_Given problem_. Retype the complete listing exactly as it appears.

_Data segment_.
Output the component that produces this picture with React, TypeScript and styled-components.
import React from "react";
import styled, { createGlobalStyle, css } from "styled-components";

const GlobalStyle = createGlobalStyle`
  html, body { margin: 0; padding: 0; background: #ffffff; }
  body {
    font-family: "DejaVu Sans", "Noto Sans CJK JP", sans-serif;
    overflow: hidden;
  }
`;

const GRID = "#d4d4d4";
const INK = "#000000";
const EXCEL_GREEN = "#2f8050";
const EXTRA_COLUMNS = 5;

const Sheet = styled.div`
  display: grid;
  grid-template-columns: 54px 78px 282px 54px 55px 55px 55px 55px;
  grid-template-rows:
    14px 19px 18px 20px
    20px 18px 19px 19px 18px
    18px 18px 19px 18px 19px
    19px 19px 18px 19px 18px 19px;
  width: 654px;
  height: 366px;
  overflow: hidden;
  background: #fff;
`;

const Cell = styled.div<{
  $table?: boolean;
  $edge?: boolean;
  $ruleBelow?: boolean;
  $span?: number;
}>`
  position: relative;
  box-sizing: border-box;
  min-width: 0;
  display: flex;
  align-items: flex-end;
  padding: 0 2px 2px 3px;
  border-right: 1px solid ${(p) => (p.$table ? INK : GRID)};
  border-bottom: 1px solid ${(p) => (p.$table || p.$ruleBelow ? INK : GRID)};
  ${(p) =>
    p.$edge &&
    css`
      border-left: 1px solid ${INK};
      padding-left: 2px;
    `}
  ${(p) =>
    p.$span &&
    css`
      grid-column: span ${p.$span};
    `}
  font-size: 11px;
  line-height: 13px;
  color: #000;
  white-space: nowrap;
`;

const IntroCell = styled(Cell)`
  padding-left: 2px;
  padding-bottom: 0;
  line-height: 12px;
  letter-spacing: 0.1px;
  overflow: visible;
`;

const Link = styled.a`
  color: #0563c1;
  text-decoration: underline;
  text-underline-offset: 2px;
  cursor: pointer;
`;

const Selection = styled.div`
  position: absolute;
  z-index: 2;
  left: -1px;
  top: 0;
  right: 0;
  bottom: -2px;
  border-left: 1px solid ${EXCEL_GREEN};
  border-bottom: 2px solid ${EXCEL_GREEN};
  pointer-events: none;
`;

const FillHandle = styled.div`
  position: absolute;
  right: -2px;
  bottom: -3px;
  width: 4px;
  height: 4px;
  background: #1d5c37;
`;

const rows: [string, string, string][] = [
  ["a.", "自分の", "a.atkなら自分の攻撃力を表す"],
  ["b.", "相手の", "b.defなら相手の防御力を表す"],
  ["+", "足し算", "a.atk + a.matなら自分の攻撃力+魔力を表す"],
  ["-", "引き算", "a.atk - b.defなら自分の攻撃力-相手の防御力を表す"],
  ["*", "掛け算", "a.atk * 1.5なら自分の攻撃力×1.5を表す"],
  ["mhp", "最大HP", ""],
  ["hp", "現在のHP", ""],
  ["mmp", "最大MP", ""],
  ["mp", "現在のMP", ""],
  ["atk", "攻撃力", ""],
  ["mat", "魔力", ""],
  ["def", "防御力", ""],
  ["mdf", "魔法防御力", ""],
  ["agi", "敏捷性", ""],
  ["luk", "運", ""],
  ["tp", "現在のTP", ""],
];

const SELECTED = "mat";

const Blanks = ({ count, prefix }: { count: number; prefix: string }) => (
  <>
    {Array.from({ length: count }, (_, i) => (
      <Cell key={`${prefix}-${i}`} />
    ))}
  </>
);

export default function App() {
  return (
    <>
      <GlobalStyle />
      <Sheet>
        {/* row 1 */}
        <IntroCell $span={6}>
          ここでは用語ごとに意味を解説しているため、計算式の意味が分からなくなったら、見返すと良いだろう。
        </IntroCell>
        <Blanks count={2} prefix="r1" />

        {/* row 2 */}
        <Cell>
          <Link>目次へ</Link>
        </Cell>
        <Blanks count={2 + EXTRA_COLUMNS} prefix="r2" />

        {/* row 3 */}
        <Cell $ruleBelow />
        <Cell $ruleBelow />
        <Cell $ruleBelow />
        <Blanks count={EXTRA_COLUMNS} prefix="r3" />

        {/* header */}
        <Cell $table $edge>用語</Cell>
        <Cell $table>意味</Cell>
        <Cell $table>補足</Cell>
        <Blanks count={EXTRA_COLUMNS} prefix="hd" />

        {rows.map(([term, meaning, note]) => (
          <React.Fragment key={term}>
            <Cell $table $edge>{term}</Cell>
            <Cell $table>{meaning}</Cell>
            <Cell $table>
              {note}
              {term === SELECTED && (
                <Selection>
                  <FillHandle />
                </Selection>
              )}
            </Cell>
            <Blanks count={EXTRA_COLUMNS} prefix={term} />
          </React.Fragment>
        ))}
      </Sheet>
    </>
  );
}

_Result of the task_.
Output the component that produces this picture with React, TypeScript and styled-components.
import React from "react";
import styled, { createGlobalStyle, css } from "styled-components";

const GlobalStyle = createGlobalStyle`
  html, body { margin: 0; padding: 0; background: #ffffff; }
  body {
    font-family: "DejaVu Sans", "Noto Sans CJK JP", sans-serif;
    overflow: hidden;
  }
`;

const GRID = "#d4d4d4";
const INK = "#000000";
const EXCEL_GREEN = "#2f8050";
const EXTRA_COLUMNS = 5;

const Sheet = styled.div`
  display: grid;
  grid-template-columns: 54px 78px 282px 54px 55px 55px 55px 55px;
  grid-template-rows:
    14px 19px 18px 20px
    20px 18px 19px 19px 18px
    18px 18px 19px 18px 19px
    19px 19px 18px 19px 18px 19px;
  width: 654px;
  height: 366px;
  overflow: hidden;
  background: #fff;
`;

const Cell = styled.div<{
  $table?: boolean;
  $edge?: boolean;
  $ruleBelow?: boolean;
  $span?: number;
}>`
  position: relative;
  box-sizing: border-box;
  min-width: 0;
  display: flex;
  align-items: flex-end;
  padding: 0 2px 2px 3px;
  border-right: 1px solid ${(p) => (p.$table ? INK : GRID)};
  border-bottom: 1px solid ${(p) => (p.$table || p.$ruleBelow ? INK : GRID)};
  ${(p) =>
    p.$edge &&
    css`
      border-left: 1px solid ${INK};
      padding-left: 2px;
    `}
  ${(p) =>
    p.$span &&
    css`
      grid-column: span ${p.$span};
    `}
  font-size: 11px;
  line-height: 13px;
  color: #000;
  white-space: nowrap;
`;

const IntroCell = styled(Cell)`
  padding-left: 2px;
  padding-bottom: 0;
  line-height: 12px;
  letter-spacing: 0.1px;
  overflow: visible;
`;

const Link = styled.a`
  color: #0563c1;
  text-decoration: underline;
  text-underline-offset: 2px;
  cursor: pointer;
`;

const Selection = styled.div`
  position: absolute;
  z-index: 2;
  left: -1px;
  top: 0;
  right: 0;
  bottom: -2px;
  border-left: 1px solid ${EXCEL_GREEN};
  border-bottom: 2px solid ${EXCEL_GREEN};
  pointer-events: none;
`;

const FillHandle = styled.div`
  position: absolute;
  right: -2px;
  bottom: -3px;
  width: 4px;
  height: 4px;
  background: #1d5c37;
`;

const rows: [string, string, string][] = [
  ["a.", "自分の", "a.atkなら自分の攻撃力を表す"],
  ["b.", "相手の", "b.defなら相手の防御力を表す"],
  ["+", "足し算", "a.atk + a.matなら自分の攻撃力+魔力を表す"],
  ["-", "引き算", "a.atk - b.defなら自分の攻撃力-相手の防御力を表す"],
  ["*", "掛け算", "a.atk * 1.5なら自分の攻撃力×1.5を表す"],
  ["mhp", "最大HP", ""],
  ["hp", "現在のHP", ""],
  ["mmp", "最大MP", ""],
  ["mp", "現在のMP", ""],
  ["atk", "攻撃力", ""],
  ["mat", "魔力", ""],
  ["def", "防御力", ""],
  ["mdf", "魔法防御力", ""],
  ["agi", "敏捷性", ""],
  ["luk", "運", ""],
  ["tp", "現在のTP", ""],
];

const SELECTED = "mat";

const Blanks = ({ count, prefix }: { count: number; prefix: string }) => (
  <>
    {Array.from({ length: count }, (_, i) => (
      <Cell key={`${prefix}-${i}`} />
    ))}
  </>
);

export default function App() {
  return (
    <>
      <GlobalStyle />
      <Sheet>
        {/* row 1 */}
        <IntroCell $span={6}>
          ここでは用語ごとに意味を解説しているため、計算式の意味が分からなくなったら、見返すと良いだろう。
        </IntroCell>
        <Blanks count={2} prefix="r1" />

        {/* row 2 */}
        <Cell>
          <Link>目次へ</Link>
        </Cell>
        <Blanks count={2 + EXTRA_COLUMNS} prefix="r2" />

        {/* row 3 */}
        <Cell $ruleBelow />
        <Cell $ruleBelow />
        <Cell $ruleBelow />
        <Blanks count={EXTRA_COLUMNS} prefix="r3" />

        {/* header */}
        <Cell $table $edge>用語</Cell>
        <Cell $table>意味</Cell>
        <Cell $table>補足</Cell>
        <Blanks count={EXTRA_COLUMNS} prefix="hd" />

        {rows.map(([term, meaning, note]) => (
          <React.Fragment key={term}>
            <Cell $table $edge>{term}</Cell>
            <Cell $table>{meaning}</Cell>
            <Cell $table>
              {note}
              {term === SELECTED && (
                <Selection>
                  <FillHandle />
                </Selection>
              )}
            </Cell>
            <Blanks count={EXTRA_COLUMNS} prefix={term} />
          </React.Fragment>
        ))}
      </Sheet>
    </>
  );
}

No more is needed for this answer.